-- STATED EXERCISE --
Search the records for the word "index" and report each line that has it.

[Extracted data entries]
--- START ---
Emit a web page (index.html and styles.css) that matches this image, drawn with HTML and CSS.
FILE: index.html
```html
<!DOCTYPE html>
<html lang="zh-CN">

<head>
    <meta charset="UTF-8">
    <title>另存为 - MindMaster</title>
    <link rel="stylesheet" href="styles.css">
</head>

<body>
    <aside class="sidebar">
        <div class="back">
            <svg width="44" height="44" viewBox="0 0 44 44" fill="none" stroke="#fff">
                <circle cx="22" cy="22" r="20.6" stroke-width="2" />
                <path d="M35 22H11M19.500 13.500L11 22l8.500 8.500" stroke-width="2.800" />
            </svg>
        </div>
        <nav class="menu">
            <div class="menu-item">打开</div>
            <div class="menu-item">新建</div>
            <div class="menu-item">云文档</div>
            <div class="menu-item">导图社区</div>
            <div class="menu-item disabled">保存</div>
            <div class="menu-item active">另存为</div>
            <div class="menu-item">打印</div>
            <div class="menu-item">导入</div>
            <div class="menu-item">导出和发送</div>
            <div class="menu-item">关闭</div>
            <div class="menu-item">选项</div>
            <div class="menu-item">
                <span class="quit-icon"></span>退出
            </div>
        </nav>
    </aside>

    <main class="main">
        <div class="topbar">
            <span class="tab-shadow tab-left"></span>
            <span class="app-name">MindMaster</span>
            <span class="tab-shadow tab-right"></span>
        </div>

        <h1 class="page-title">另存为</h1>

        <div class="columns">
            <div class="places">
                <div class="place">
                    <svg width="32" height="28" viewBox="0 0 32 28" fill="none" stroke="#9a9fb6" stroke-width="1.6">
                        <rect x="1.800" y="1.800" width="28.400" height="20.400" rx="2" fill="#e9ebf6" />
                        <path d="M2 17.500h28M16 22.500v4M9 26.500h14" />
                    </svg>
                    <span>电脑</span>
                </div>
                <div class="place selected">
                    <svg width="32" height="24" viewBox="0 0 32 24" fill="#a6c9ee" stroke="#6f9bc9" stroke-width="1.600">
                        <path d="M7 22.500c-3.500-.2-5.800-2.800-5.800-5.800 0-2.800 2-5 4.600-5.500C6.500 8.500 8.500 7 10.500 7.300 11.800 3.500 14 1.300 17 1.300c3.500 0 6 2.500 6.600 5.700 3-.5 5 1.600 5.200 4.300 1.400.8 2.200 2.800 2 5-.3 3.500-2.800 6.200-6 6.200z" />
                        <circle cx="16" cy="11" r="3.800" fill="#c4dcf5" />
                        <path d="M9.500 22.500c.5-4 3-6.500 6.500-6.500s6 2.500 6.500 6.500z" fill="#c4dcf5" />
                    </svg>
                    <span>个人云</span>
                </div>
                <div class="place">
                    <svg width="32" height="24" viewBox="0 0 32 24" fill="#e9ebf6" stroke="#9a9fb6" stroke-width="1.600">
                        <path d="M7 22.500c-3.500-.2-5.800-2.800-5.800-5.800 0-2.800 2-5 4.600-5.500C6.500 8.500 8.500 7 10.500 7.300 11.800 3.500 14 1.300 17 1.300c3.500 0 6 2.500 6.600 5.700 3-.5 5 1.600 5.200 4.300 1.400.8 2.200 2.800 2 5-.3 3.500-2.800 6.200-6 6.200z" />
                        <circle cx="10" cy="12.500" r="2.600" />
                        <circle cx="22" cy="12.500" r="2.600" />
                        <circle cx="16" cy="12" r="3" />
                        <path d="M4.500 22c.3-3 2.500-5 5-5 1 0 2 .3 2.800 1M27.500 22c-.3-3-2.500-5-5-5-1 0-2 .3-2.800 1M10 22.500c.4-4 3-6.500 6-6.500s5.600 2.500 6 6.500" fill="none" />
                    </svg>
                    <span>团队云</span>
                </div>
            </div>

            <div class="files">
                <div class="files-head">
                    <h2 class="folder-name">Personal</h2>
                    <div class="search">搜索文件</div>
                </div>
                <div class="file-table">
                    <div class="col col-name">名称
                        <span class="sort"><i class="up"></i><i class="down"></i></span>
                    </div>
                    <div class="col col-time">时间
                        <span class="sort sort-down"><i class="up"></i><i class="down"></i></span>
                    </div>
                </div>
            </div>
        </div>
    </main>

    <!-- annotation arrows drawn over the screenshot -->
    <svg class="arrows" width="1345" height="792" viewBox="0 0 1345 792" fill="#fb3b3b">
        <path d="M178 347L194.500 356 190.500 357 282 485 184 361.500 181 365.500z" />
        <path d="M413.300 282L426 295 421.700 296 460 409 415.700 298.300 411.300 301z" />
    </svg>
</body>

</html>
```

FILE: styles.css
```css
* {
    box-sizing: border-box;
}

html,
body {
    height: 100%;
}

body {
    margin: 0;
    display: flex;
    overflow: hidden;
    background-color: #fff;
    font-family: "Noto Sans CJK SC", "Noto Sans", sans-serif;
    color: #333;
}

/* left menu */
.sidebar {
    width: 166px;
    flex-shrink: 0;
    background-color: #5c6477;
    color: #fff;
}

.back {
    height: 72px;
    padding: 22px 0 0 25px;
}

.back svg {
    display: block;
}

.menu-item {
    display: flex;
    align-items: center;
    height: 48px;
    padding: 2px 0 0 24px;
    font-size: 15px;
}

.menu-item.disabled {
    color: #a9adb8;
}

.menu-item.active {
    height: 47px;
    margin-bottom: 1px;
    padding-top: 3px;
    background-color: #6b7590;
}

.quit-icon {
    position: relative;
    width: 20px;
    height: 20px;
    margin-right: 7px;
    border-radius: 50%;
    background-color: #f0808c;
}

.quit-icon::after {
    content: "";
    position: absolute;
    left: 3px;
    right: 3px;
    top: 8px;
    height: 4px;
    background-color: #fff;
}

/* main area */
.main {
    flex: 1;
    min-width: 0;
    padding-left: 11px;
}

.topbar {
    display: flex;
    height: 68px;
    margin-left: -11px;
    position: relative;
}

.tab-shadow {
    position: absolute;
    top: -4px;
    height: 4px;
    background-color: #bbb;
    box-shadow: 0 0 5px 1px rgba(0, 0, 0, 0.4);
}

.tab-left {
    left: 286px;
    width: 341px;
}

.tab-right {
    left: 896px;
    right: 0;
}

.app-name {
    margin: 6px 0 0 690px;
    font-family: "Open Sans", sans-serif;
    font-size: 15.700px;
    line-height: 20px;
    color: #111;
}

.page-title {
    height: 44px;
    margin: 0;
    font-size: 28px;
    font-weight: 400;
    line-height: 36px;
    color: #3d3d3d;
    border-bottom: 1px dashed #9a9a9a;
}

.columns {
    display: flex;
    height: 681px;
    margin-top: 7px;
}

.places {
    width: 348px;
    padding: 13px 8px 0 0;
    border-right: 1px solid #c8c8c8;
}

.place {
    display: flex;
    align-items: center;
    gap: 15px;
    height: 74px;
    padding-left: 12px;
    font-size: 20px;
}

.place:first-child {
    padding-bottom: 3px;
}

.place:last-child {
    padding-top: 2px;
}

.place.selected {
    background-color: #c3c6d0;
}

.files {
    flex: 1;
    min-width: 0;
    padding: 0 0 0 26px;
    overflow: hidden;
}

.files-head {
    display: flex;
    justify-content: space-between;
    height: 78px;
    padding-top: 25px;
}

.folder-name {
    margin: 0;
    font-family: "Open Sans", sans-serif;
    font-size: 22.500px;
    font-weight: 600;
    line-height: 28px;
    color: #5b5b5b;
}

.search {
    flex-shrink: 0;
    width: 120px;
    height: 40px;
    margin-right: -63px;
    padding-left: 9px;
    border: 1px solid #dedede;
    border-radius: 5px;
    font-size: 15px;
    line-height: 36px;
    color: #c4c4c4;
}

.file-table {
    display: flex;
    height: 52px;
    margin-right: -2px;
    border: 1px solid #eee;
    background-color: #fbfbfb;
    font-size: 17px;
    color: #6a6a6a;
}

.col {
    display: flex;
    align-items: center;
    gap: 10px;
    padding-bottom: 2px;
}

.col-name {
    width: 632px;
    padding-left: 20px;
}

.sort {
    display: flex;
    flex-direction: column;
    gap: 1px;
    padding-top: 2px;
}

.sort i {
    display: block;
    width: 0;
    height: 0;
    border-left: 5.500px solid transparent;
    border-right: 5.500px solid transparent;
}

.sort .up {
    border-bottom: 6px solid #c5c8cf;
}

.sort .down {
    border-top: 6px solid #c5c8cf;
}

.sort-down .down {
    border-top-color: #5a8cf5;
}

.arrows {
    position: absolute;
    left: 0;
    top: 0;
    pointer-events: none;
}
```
--- END ---
--- START ---
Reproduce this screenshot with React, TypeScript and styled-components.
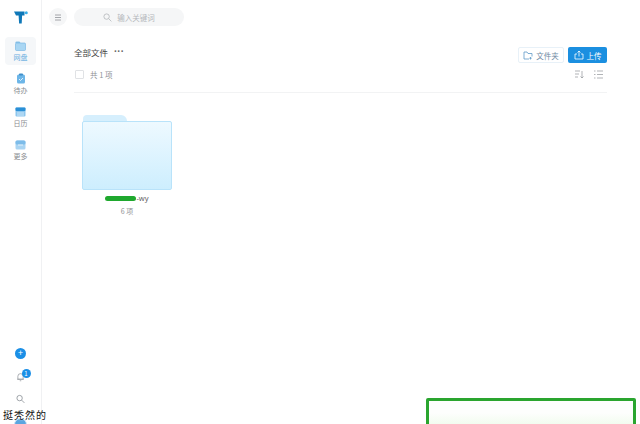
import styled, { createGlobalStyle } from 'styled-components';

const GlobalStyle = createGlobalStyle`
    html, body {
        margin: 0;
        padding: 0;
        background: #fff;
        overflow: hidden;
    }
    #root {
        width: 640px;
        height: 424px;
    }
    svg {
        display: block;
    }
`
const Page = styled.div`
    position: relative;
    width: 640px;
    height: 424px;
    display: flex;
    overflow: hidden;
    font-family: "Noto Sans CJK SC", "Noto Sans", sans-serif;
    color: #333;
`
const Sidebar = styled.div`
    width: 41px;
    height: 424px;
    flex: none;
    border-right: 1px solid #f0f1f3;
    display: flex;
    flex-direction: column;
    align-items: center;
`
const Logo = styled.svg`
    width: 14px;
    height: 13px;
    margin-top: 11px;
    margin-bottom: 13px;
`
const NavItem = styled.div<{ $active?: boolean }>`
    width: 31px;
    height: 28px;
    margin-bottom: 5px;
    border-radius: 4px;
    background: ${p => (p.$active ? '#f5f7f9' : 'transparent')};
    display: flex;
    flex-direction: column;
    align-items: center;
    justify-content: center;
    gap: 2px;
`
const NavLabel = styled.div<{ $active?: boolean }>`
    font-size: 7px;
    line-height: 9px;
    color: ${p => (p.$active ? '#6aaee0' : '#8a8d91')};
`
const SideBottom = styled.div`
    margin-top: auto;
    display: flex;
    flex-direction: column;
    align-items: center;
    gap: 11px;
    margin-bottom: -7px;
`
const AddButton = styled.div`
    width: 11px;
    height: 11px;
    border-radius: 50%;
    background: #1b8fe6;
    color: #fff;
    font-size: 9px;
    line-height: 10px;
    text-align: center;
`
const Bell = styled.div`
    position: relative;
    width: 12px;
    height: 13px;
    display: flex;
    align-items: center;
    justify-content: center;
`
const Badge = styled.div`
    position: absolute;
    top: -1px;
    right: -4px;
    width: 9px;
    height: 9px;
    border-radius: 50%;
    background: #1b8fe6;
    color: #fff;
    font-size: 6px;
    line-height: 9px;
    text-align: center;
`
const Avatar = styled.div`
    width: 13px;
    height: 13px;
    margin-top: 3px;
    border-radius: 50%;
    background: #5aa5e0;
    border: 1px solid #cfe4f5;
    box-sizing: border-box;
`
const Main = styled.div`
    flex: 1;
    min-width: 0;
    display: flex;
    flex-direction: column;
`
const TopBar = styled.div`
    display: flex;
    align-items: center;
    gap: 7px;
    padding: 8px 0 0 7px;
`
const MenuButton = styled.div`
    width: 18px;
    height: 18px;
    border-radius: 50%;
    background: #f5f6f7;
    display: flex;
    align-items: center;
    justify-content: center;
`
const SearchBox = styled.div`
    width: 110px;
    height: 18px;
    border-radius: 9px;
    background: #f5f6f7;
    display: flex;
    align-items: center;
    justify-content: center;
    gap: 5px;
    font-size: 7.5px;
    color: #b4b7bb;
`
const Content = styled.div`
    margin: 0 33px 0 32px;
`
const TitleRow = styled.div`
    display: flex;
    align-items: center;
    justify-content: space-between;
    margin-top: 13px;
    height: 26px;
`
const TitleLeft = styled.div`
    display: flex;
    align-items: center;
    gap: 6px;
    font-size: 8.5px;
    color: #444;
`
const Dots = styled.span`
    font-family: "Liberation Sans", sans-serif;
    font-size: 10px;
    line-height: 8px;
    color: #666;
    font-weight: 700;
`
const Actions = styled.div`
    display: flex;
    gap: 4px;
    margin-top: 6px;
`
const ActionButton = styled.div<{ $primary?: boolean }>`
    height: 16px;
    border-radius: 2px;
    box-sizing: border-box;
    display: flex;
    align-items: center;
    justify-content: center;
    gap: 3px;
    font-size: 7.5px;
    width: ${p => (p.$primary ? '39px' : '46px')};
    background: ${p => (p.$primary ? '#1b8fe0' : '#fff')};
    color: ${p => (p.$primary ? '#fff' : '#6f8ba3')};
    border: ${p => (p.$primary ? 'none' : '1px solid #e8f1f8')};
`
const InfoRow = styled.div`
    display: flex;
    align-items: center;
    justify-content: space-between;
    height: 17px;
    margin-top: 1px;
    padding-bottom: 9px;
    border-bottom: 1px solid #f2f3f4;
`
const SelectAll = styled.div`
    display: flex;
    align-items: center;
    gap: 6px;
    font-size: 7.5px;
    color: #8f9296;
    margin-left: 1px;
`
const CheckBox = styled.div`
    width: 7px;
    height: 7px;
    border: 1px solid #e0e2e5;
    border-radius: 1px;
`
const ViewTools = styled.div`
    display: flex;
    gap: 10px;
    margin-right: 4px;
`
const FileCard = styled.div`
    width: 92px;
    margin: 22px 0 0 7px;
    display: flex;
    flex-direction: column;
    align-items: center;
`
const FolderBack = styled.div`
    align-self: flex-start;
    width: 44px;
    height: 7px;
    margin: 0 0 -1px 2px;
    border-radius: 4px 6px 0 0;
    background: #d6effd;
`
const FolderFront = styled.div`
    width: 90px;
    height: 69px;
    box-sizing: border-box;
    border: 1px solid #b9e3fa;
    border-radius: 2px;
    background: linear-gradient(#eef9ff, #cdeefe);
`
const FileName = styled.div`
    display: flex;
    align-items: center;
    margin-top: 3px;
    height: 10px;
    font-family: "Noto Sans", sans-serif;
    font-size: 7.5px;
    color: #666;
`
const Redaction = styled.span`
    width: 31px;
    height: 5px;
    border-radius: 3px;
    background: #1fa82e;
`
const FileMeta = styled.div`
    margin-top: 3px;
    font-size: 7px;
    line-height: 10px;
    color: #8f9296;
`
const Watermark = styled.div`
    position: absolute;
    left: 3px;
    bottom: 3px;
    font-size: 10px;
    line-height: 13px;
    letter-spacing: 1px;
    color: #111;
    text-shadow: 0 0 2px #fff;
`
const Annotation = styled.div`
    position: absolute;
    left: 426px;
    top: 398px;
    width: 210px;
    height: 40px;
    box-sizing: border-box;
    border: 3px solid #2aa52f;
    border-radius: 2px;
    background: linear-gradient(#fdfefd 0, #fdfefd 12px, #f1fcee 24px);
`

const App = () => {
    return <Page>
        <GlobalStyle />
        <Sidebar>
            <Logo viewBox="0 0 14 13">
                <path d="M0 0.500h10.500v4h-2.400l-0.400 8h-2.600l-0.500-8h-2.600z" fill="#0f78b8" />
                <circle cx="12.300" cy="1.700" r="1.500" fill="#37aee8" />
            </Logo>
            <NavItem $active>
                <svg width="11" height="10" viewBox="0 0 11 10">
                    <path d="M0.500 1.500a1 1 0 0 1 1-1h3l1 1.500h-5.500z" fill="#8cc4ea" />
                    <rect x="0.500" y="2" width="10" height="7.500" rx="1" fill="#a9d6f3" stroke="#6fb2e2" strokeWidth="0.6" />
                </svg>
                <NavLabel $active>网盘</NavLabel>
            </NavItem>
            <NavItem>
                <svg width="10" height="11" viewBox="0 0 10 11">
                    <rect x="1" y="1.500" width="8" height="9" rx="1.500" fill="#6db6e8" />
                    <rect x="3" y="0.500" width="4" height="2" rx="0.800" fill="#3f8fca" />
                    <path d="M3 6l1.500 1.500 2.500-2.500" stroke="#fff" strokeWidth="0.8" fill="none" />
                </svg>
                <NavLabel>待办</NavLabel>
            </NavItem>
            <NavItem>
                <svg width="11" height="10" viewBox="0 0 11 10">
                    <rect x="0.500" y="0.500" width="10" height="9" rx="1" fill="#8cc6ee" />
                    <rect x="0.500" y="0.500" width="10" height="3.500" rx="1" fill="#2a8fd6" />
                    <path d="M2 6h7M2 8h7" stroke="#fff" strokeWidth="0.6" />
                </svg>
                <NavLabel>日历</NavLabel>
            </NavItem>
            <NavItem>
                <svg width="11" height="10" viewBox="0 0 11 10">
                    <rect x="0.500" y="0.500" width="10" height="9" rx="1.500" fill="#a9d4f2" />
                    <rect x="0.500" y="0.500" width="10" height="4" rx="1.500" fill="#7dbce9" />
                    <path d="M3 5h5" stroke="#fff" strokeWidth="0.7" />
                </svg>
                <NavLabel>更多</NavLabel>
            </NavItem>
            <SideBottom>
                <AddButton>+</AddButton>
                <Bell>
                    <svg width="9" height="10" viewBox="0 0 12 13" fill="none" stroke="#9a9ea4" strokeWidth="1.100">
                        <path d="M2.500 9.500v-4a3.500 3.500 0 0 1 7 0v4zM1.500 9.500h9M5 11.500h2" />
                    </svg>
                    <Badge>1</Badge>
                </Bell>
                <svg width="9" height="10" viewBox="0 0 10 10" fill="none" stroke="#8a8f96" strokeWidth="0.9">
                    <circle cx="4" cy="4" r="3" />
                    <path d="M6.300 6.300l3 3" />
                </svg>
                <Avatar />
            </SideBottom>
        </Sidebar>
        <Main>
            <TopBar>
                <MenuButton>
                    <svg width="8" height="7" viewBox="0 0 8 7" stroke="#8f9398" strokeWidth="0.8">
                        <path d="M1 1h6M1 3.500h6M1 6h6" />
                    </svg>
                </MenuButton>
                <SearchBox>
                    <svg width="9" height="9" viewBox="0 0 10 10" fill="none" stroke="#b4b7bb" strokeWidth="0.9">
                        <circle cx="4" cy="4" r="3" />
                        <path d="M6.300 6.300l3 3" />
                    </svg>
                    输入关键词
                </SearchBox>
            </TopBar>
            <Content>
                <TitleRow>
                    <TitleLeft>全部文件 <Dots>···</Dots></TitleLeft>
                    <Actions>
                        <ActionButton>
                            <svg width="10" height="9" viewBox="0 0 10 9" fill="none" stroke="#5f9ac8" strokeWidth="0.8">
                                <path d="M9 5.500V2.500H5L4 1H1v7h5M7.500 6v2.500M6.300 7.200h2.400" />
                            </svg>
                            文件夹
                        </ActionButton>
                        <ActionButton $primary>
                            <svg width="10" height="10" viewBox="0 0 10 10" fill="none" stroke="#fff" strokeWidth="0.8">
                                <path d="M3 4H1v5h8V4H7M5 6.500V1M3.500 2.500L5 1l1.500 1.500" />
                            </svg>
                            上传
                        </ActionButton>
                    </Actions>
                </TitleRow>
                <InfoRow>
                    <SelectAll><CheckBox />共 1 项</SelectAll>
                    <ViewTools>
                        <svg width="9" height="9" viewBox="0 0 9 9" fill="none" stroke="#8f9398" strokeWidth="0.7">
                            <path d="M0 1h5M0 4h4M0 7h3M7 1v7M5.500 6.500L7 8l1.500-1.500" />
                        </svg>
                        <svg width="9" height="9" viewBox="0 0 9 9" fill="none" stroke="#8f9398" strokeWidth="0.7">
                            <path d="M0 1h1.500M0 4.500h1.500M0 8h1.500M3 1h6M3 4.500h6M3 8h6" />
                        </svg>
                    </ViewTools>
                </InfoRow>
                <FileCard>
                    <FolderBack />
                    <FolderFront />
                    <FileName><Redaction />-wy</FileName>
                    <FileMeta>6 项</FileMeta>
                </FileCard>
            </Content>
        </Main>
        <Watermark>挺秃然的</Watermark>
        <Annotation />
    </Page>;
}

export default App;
--- END ---
-- WRITTEN RESPONSE --
Emit a web page (index.html and styles.css) that matches this image, drawn with HTML and CSS.
FILE: index.html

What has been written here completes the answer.